2006年4月20日木曜日

本と個人主義

毎度同じような話で恐縮だが、本というものも決して最小単位とは言えない。


ぼくたちは「本」を問題にし、「著者」を問題にする。

だが、実際にはキーワードやセンテンスによって本は別の本とつながっているし、何よりも本は外の世界とつながっている。


表紙も表紙に刻印された著者名や題名も、自他を区別しアイデンティティーを主張するが、それは本が独立した存在であることを意味しない。


ぼくたちは好きなところから本を読みはじめるし、好きなところで本を閉じる。

ある一節を読んでは、顔を上げ、また本を閉じ、外の世界のことを考える。

あるいは、別の著者の別の本を引っ張り出して、同じ主張があるのを確認したりする。


ウェブがそうであるように、本もまた実際は、リンクでつながったクモの巣なのだ。


だから、タイトルや著者名は決してアイデンティティーを主張するものではない。

それらは一種のキーワードにすぎない。注意を喚起するための、他とつながり合うための。


実際には、情報の送り手にとっては、もうずいぶん前からタイトルも著者名も、一種のSEO(Search Engine Optimization)キーワードだったのかもしれない。人間の「意識」という検索エンジンに引っかかるかどうか、そういう視点でタイトルや著者名は刻印されてきたのかもしれない。つまり、キャッチコピーということだ。

そして、受け手であるぼくたちの無意識もそれに気づいていたかもしれない。


気づいていなかったのは「意識」、つまり個人の意識だけだ。

「著作権」が問題になってくるのは、そういうところにおいてであろう。著作権とは垣根のないところに垣根を作るものなのだから、当然と言えば当然だ。

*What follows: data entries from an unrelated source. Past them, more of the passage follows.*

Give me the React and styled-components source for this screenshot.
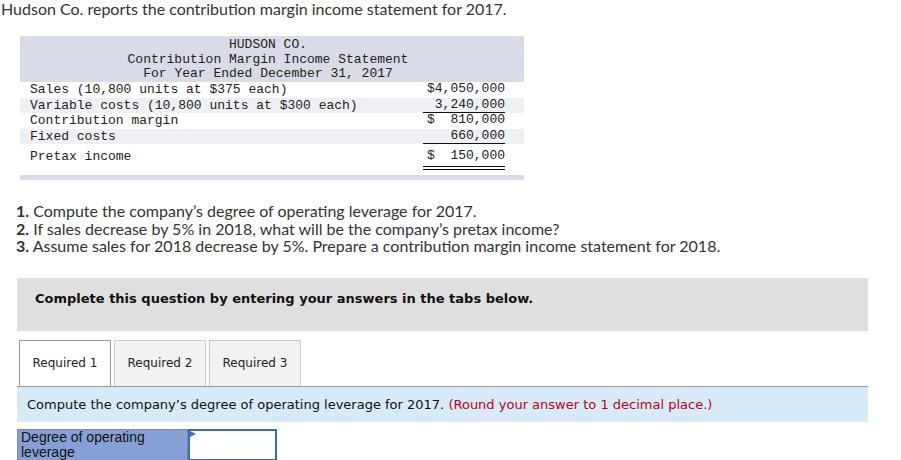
import React from "react"
import styled, { createGlobalStyle } from "styled-components"

const rows = [
  { label: "Sales (10,800 units at $375 each)", value: "$4,050,000" },
  { label: "Variable costs (10,800 units at $300 each)", value: "3,240,000", line: "single" },
  { label: "Contribution margin", value: "$  810,000" },
  { label: "Fixed costs", value: "660,000", line: "single" },
  { label: "Pretax income", value: "$  150,000", line: "double", tall: true },
]

const questions = [
  ["1.", "Compute the company’s degree of operating leverage for 2017."],
  ["2.", "If sales decrease by 5% in 2018, what will be the company’s pretax income?"],
  ["3.", "Assume sales for 2018 decrease by 5%. Prepare a contribution margin income statement for 2018."],
]

const tabs = ["Required 1", "Required 2", "Required 3"]

export default function App() {
  return (
    <Page>
      <GlobalStyle />
      <Intro>Hudson Co. reports the contribution margin income statement for 2017.</Intro>

      <Statement>
        <StatementHead>
          <div>HUDSON CO.</div>
          <div>Contribution Margin Income Statement</div>
          <div>For Year Ended December 31, 2017</div>
        </StatementHead>
        {rows.map((r, i) => (
          <Row key={r.label} $shaded={i % 2 === 1} $tall={r.tall}>
            <Label>{r.label}</Label>
            <Amount $line={r.line}>{r.value}</Amount>
          </Row>
        ))}
        <StatementFoot />
      </Statement>

      <Questions>
        {questions.map(([n, q]) => (
          <li key={n}>
            <b>{n}</b> {q}
          </li>
        ))}
      </Questions>

      <Notice>Complete this question by entering your answers in the tabs below.</Notice>

      <TabBar>
        {tabs.map((t, i) => (
          <Tab key={t} $active={i === 0}>
            {t}
          </Tab>
        ))}
      </TabBar>

      <Instruction>
        Compute the company’s degree of operating leverage for 2017.{" "}
        <Hint>(Round your answer to 1 decimal place.)</Hint>
      </Instruction>

      <AnswerRow>
        <AnswerLabel>Degree of operating leverage</AnswerLabel>
        <AnswerInput>
          <Marker viewBox="0 0 6 6">
            <path d="M0 0 L6 3 L0 6 Z" fill="#3b6fd0" />
          </Marker>
        </AnswerInput>
      </AnswerRow>
    </Page>
  )
}

const GlobalStyle = createGlobalStyle`
  body {
    margin: 0;
    background: #fff;
    color: #222;
  }
`

const Page = styled.div`
  width: 901px;
  height: 460px;
  overflow: hidden;
`

const Intro = styled.p`
  margin: 0 0 0 1px;
  font-family: Lato, "Open Sans", sans-serif;
  font-size: 16px;
  line-height: 18px;
  color: #333;
`

const Statement = styled.div`
  margin: 18px 0 0 20px;
  width: 504px;
  font-family: "Liberation Mono", "Courier New", monospace;
  font-size: 13px;
  color: #222;
`

const StatementHead = styled.div`
  background: #d9dce7;
  padding: 2px 8px 0 0;
  line-height: 14.6px;
  text-align: center;
  height: 44px;
`

const Row = styled.div`
  display: flex;
  align-items: ${(p) => (p.$tall ? "center" : "flex-start")};
  height: ${(p) => (p.$tall ? "24px" : "15.5px")};
  line-height: 15px;
  background: ${(p) => (p.$shaded ? "#eff0f4" : "#fff")};
  padding-left: 10px;
`

const Label = styled.span`
  flex: 1;
  white-space: pre;
`

const Amount = styled.span`
  width: 82px;
  margin-right: 19px;
  text-align: right;
  white-space: pre;
  line-height: 14px;
  border-bottom: ${(p) =>
    p.$line === "double" ? "4px double #111" : p.$line === "single" ? "1px solid #111" : "1px solid transparent"};
  padding-bottom: ${(p) => (p.$line === "double" ? "3px" : "0")};
  margin-top: ${(p) => (p.$line === "double" ? "6px" : "0")};
`

const StatementFoot = styled.div`
  margin-top: 7px;
  height: 5px;
  background: #d9dce7;
`

const Questions = styled.ol`
  list-style: none;
  margin: 22px 0 0 16px;
  padding: 0;
  font-family: Lato, "Open Sans", sans-serif;
  font-size: 16px;
  line-height: 17.5px;
  color: #333;

  b {
    font-weight: 700;
  }
`

const Notice = styled.div`
  margin: 23px 0 0 17px;
  width: 851px;
  height: 53px;
  box-sizing: border-box;
  padding: 13px 18px 0;
  background: #dfdfdf;
  font-family: "DejaVu Sans", Verdana, sans-serif;
  font-size: 13px;
  font-weight: 700;
  color: #111;
`

const TabBar = styled.div`
  display: flex;
  gap: 3px;
  margin: 9px 0 0 19px;
`

const Tab = styled.div`
  width: 92px;
  height: 46px;
  box-sizing: border-box;
  display: flex;
  align-items: center;
  justify-content: center;
  border: 1px solid ${(p) => (p.$active ? "#999" : "#c8c8c8")};
  border-bottom: none;
  background: ${(p) => (p.$active ? "#fff" : "#f2f2f2")};
  font-family: "DejaVu Sans", Verdana, sans-serif;
  font-size: 12px;
  color: #222;
  margin-bottom: ${(p) => (p.$active ? "-1px" : "0")};
  position: relative;
`

const Instruction = styled.div`
  margin-left: 17px;
  width: 851px;
  height: 36px;
  box-sizing: border-box;
  border-top: 1px solid #999;
  background: #d6eaf8;
  padding: 10px 10px 0;
  font-family: "DejaVu Sans", Verdana, sans-serif;
  font-size: 13px;
  color: #111;
`

const Hint = styled.span`
  color: #c0001a;
`

const AnswerRow = styled.div`
  display: flex;
  margin: 7px 0 0 17px;
  height: 32px;
`

const AnswerLabel = styled.div`
  width: 171px;
  box-sizing: border-box;
  background: #86a0d6;
  border: 1px solid #7a8ab0;
  padding: 0 3px;
  font-family: "Liberation Sans", Arial, sans-serif;
  font-size: 14px;
  line-height: 15px;
  color: #111;
`

const AnswerInput = styled.div`
  width: 89px;
  box-sizing: border-box;
  background: #fff;
  border: 2px solid #3a6bc0;
  position: relative;
`

const Marker = styled.svg`
  position: absolute;
  top: 0;
  left: 0;
  width: 6px;
  height: 6px;
`
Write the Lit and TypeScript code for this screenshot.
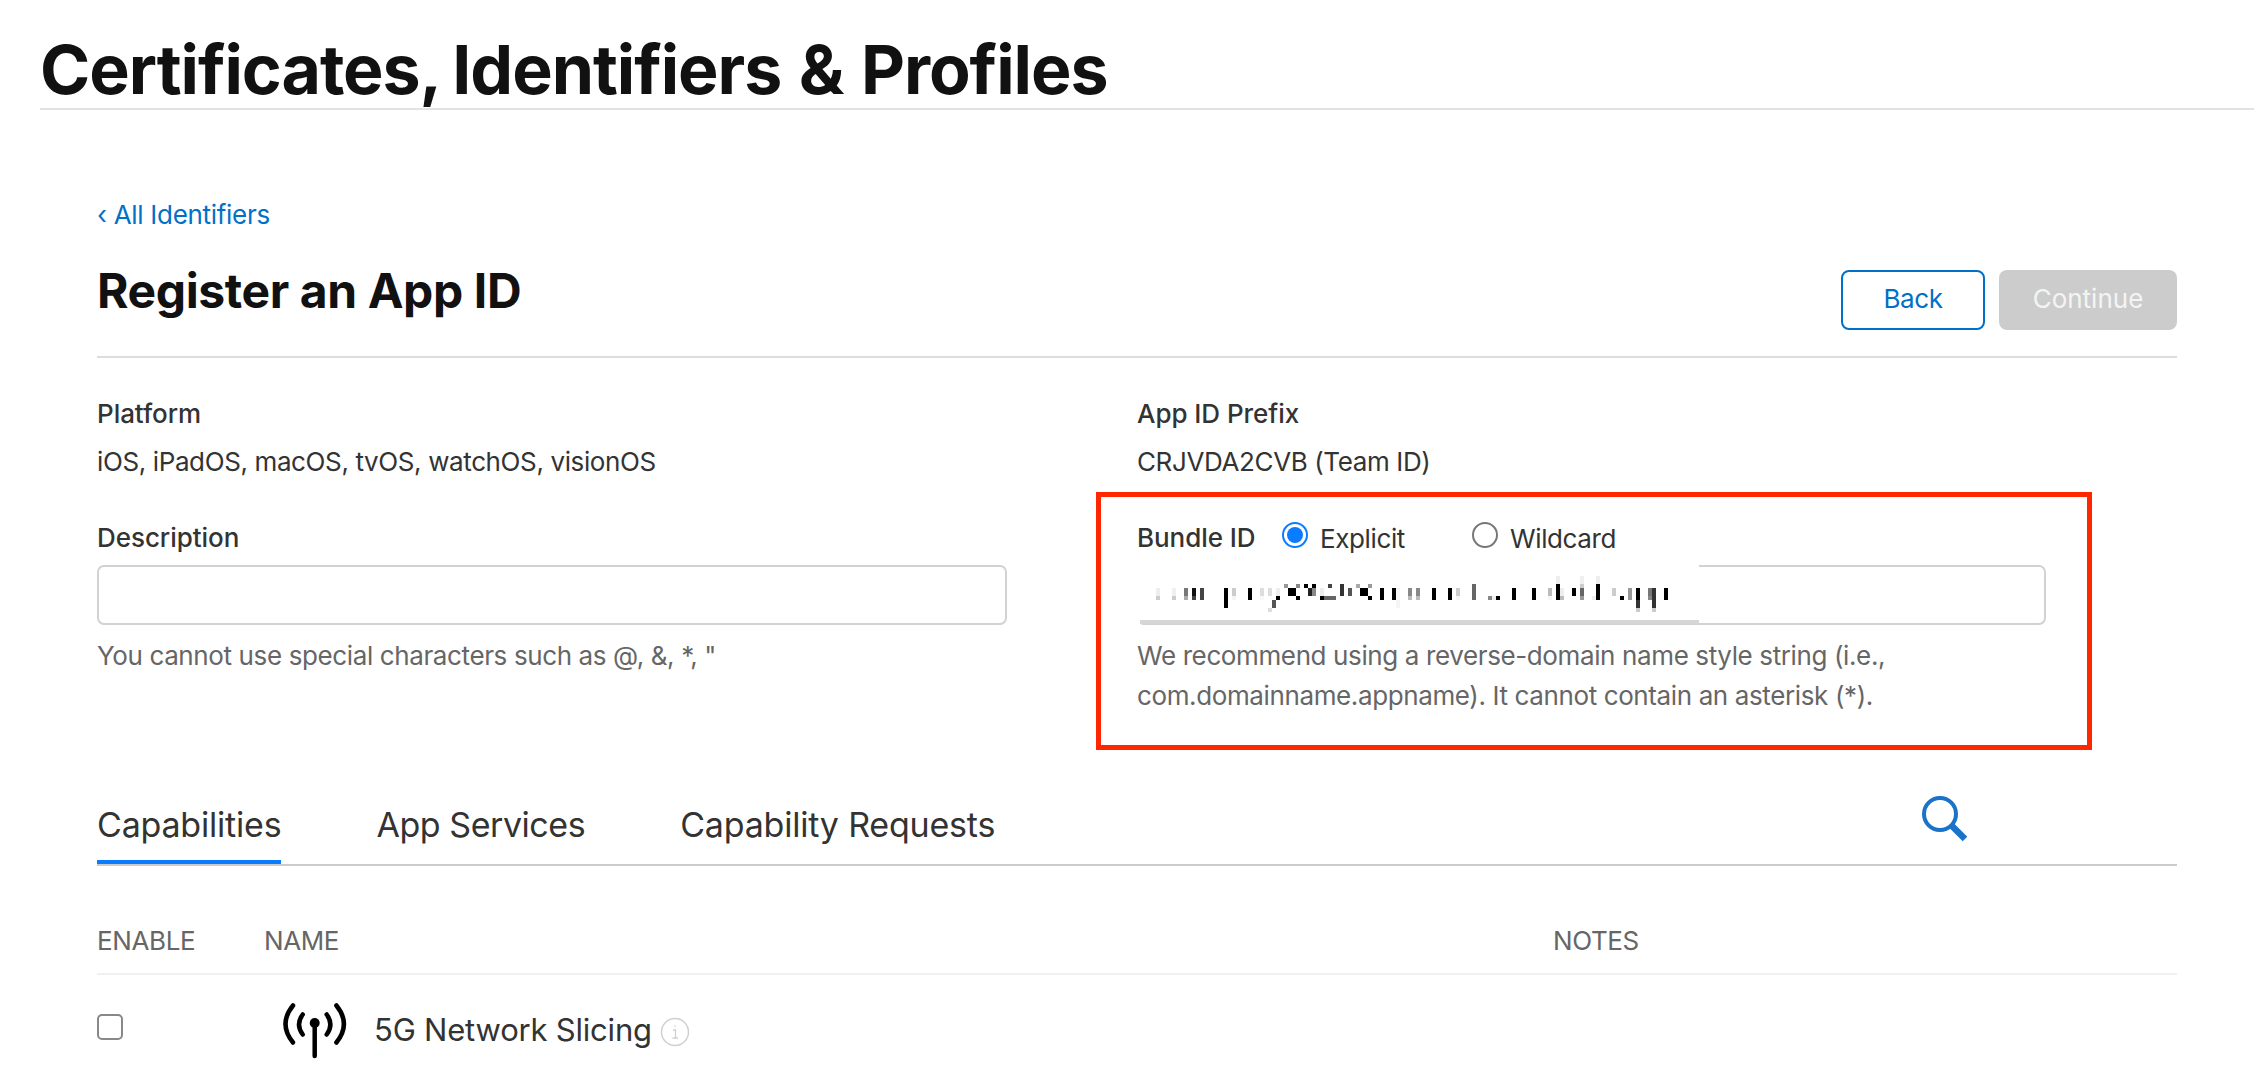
import { LitElement, html, css, svg } from "lit";
import { customElement } from "lit/decorators.js";

// [x, y, height, colour] of each 4px-wide mosaic column, in page pixels
const MOSAIC: [number, number, number, string][] = [
  [1156,588,8,"#eee"],[1156,596,4,"#ccc"],[1172,588,8,"#f0f0f0"],[1172,596,4,"#ccc"],
  [1184,588,8,"#777"],[1184,596,4,"#aaa"],[1192,588,8,"#111"],[1192,596,4,"#444"],
  [1200,588,12,"#444"],[1224,588,20,"#000"],[1232,588,8,"#ccc"],[1232,596,4,"#f4f4f4"],
  [1248,588,12,"#000"],[1260,588,8,"#ddd"],[1260,596,4,"#f8f8f8"],[1268,588,8,"#ddd"],
  [1276,588,8,"#eee"],[1276,596,4,"#000"],[1272,600,8,"#555"],[1268,608,4,"#ddd"],
  [1284,584,4,"#999"],[1288,588,8,"#000"],[1292,588,8,"#000"],[1296,584,4,"#888"],[1296,596,4,"#000"],
  [1304,584,4,"#000"],[1308,588,8,"#222"],[1312,584,4,"#000"],[1312,588,8,"#888"],
  [1320,588,8,"#eee"],[1320,596,4,"#000"],[1324,596,4,"#666"],[1328,596,4,"#666"],[1328,584,4,"#444"],
  [1332,596,4,"#666"],[1340,584,12,"#333"],[1348,588,8,"#555"],[1356,584,4,"#aaa"],
  [1360,588,8,"#000"],[1364,588,8,"#000"],[1368,584,4,"#999"],[1368,596,4,"#000"],
  [1380,588,12,"#000"],[1392,588,12,"#000"],[1396,588,20,"#f5f5f5"],
  [1408,588,8,"#888"],[1408,596,4,"#bbb"],[1416,588,8,"#888"],[1416,596,4,"#bbb"],
  [1432,588,12,"#000"],[1448,588,12,"#000"],[1456,588,8,"#ccc"],[1456,596,4,"#f4f4f4"],
  [1472,584,16,"#666"],[1488,596,4,"#888"],[1492,596,4,"#eee"],[1496,596,4,"#000"],
  [1512,588,12,"#000"],[1532,588,12,"#000"],[1548,588,8,"#bbb"],[1548,596,4,"#f5f5f5"],
  [1556,576,8,"#eee"],[1556,584,16,"#000"],[1560,588,8,"#eee"],[1560,596,4,"#bbb"],
  [1572,588,8,"#000"],[1580,576,8,"#f0f0f0"],[1580,584,4,"#ccc"],[1580,588,8,"#666"],[1580,596,4,"#999"],
  [1592,596,4,"#eee"],[1596,576,8,"#eee"],[1596,584,16,"#000"],[1612,588,8,"#ccc"],
  [1620,596,4,"#000"],[1628,588,12,"#999"],[1636,588,12,"#000"],[1636,600,8,"#333"],[1636,608,4,"#ccc"],
  [1648,588,8,"#777"],[1648,596,4,"#888"],[1652,588,20,"#333"],[1652,608,4,"#ccc"],[1664,588,12,"#000"],
];

@customElement("app-root")
export class AppRoot extends LitElement {
  static styles = css`
    :host {
      display: block;
      height: 100vh;
      overflow: hidden;
      background: #fff;
      color: #333;
      font-family: Inter, "Liberation Sans", sans-serif;
      font-size: 26px;
      letter-spacing: -0.38px;
    }
    .top {
      margin-left: 40px;
      height: 108px;
      border-bottom: 2px solid #e2e2e2;
    }
    h1 {
      margin: 0;
      padding-top: 29px;
      font-size: 68px;
      line-height: 80px;
      font-weight: 700;
      color: #111;
      letter-spacing: -1.05px;
      word-spacing: 2.5px;
      white-space: nowrap;
    }
    .comma {
      margin-right: -6.5px;
    }
    .main {
      position: relative;
      padding: 90px 77px 0 97px;
    }
    .back-link {
      display: block;
      height: 30px;
      line-height: 30px;
      color: #0070c9;
      letter-spacing: -0.3px;
    }
    .head {
      display: flex;
      justify-content: space-between;
      height: 106px;
      padding-top: 20px;
      border-bottom: 2px solid #ddd;
    }
    h2 {
      margin: 0;
      font-size: 48px;
      line-height: 64px;
      font-weight: 700;
      color: #111;
      letter-spacing: -0.4px;
      padding-top: 9px;
    }
    .btns {
      display: flex;
      gap: 14px;
      align-items: flex-start;
      padding-top: 20px;
    }
    .btn {
      height: 60px;
      box-sizing: border-box;
      border-radius: 8px;
      display: flex;
      align-items: center;
      justify-content: center;
      padding-bottom: 3px;
    }
    .btn.back {
      width: 144px;
      border: 2px solid #0070c9;
      color: #0070c9;
    }
    .btn.cont {
      width: 178px;
      background: #ccc;
      color: #f4f4f4;
      letter-spacing: 0;
    }
    .fields {
      display: grid;
      grid-template-columns: 1040px 1fr;
      padding-top: 36px;
    }
    .label {
      height: 40px;
      line-height: 40px;
      font-weight: 500;
      letter-spacing: -0.05px;
    }
    .value {
      height: 40px;
      line-height: 40px;
      margin-top: 8px;
    }
    .gap {
      height: 36px;
    }
    .input {
      position: relative;
      height: 60px;
      width: 910px;
      margin-top: 7px;
      box-sizing: border-box;
      border: 2px solid #d2d2d2;
      border-radius: 7px;
      background: #fff;
    }
    .input.right {
      width: 909px;
    }
    .hint {
      margin-top: 11px;
      line-height: 40px;
      color: #666;
    }
    .bundle-row {
      display: flex;
      align-items: center;
      height: 40px;
    }
    .bundle-row .label {
      width: 145px;
      flex: none;
    }
    .radio {
      display: flex;
      align-items: center;
      justify-content: center;
      width: 26px;
      height: 26px;
      flex: none;
      box-sizing: border-box;
      border-radius: 50%;
      border: 2px solid #777;
      margin-top: -7px;
    }
    .radio.on {
      border-color: #0a7cff;
    }
    .radio.on::after {
      content: "";
      width: 16px;
      height: 16px;
      border-radius: 50%;
      background: #0a7cff;
    }
    .opt {
      margin-left: 12px;
      width: 152px;
    }
    .opt.w {
      width: auto;
    }
    .patch {
      position: absolute;
      left: -3px;
      top: -3px;
      width: 563px;
      height: 60px;
      background: #fff;
    }
    .patch::after {
      content: "";
      position: absolute;
      left: 4px;
      right: 0;
      bottom: 0;
      height: 4px;
      background: #d6d6d6;
    }
    .patch svg {
      display: block;
      margin: 2px 0 0 4px;
    }
    .tabs {
      display: flex;
      height: 74px;
      margin-top: 74px;
      border-bottom: 2px solid #ccc;
      gap: 95px;
    }
    .tab {
      font-size: 34px;
      letter-spacing: -0.2px;
      line-height: 70px;
      height: 74px;
      box-sizing: border-box;
    }
    .tab.on {
      border-bottom: 4px solid #0a7cff;
    }
    .tab.svc {
      letter-spacing: -0.45px;
    }
    .search {
      margin-left: auto;
      margin-right: 209px;
      margin-top: -4px;
      display: block;
    }
    .cols {
      display: grid;
      grid-template-columns: 167px 1289px 1fr;
      align-items: center;
    }
    .thead {
      height: 66px;
      padding-top: 41px;
      border-bottom: 2px solid #f1f1f1;
      color: #666;
    }
    .row {
      height: 100px;
    }
    .check {
      width: 26px;
      height: 26px;
      box-sizing: border-box;
      border: 2px solid #888;
      border-radius: 5px;
      margin-top: 4px;
    }
    .name {
      display: flex;
      align-items: center;
      font-size: 31px;
      letter-spacing: -0.2px;
      margin-top: 10px;
    }
    .name svg {
      display: block;
      flex: none;
    }
    .ant {
      margin-left: 16px;
      margin-right: 24px;
    }
    .name-text {
      margin-top: -2px;
    }
    .name .info {
      margin-left: 8px;
      margin-top: 3px;
    }
    .redbox {
      position: absolute;
      left: 1096px;
      top: 382px;
      width: 996px;
      height: 258px;
      box-sizing: border-box;
      border: 5px solid #ff2600;
    }
  `;

  render() {
    return html`
      <div class="top"><h1><span class="comma">Certificates,</span> Identifiers &amp; Profiles</h1></div>
      <div class="main">
        <a class="back-link">‹ All Identifiers</a>
        <div class="head">
          <h2>Register an App ID</h2>
          <div class="btns">
            <div class="btn back">Back</div>
            <div class="btn cont">Continue</div>
          </div>
        </div>
        <div class="fields">
          <div>
            <div class="label">Platform</div>
            <div class="value">iOS, iPadOS, macOS, tvOS, watchOS, visionOS</div>
            <div class="gap"></div>
            <div class="label">Description</div>
            <div class="input"></div>
            <div class="hint">You cannot use special characters such as @, &amp;, *, "</div>
          </div>
          <div>
            <div class="label">App ID Prefix</div>
            <div class="value">CRJVDA2CVB (Team ID)</div>
            <div class="gap"></div>
            <div class="bundle-row">
              <span class="label">Bundle ID</span>
              <span class="radio on"></span>
              <span class="opt">Explicit</span>
              <span class="radio"></span>
              <span class="opt w">Wildcard</span>
            </div>
            <div class="input right">
              <div class="patch">${this.mosaic()}</div>
            </div>
            <div class="hint">
              We recommend using a reverse-domain name style string (i.e.,<br />
              com.domainname.appname). It cannot contain an asterisk (*).
            </div>
          </div>
        </div>
        <div class="tabs">
          <div class="tab on">Capabilities</div>
          <div class="tab svc">App Services</div>
          <div class="tab">Capability Requests</div>
          <svg class="search" width="56" height="56" viewBox="1912 786 56 56" fill="none" stroke="#1a73c8">
            <circle cx="1940" cy="814" r="16" stroke-width="4"></circle>
            <path d="M1952 826L1965 839" stroke-width="6.5"></path>
          </svg>
        </div>
        <div class="cols thead">
          <span>ENABLE</span><span>NAME</span><span>NOTES</span>
        </div>
        <div class="cols row">
          <div class="check"></div>
          <div class="name">
            <svg class="ant" width="70" height="60" viewBox="30 10 70 60" fill="none" stroke="#000" stroke-linecap="round">
              <path d="M64.7 33V66" stroke-width="4.5"></path>
              <circle cx="64.7" cy="33" r="5" fill="#000" stroke="none"></circle>
              <path d="M52.7 24.5Q45.3 34.5 52.7 44.5M76.7 24.5Q84.1 34.5 76.7 44.5" stroke-width="4.5"></path>
              <path d="M43 15.5Q28 34 43 52.5M86.4 15.5Q101.4 34 86.4 52.5" stroke-width="4.5"></path>
            </svg>
            <span class="name-text">5G Network Slicing</span>
            <svg class="info" width="30" height="30" viewBox="0 0 30 30" fill="none" stroke="#d0d0d0">
              <circle cx="15" cy="15" r="13.5" stroke-width="1.5"></circle>
              <path d="M13 13H15.5V21M12.5 21H18M15 8.5V10" stroke-width="1.3"></path>
            </svg>
          </div>
        </div>
        <div class="redbox"></div>
      </div>
    `;
  }

  mosaic() {
    return html`<svg width="559" height="54" viewBox="1140 566 559 54" shape-rendering="crispEdges">
      ${MOSAIC.map(([x, y, h, c]) => svg`<rect x=${x} y=${y} width="4" height=${h} fill=${c}></rect>`)}
    </svg>`;
  }
}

本が情報の束であり、人間もまた情報の束である(生命を定義づけているDNA自体が情報の束であった)以上、著作権とは海の真ん中に引かれた国境線のようなものだ。


これからたぶん1世紀ほどの間、「個人」をめぐるせめぎあいがつづくだろう。

それはおそらく、「個人」をどう解体するかというプロセスになるだろう。


アマゾンが本をページ単位で売るようになった今、その動きがますます加速することは間違いない。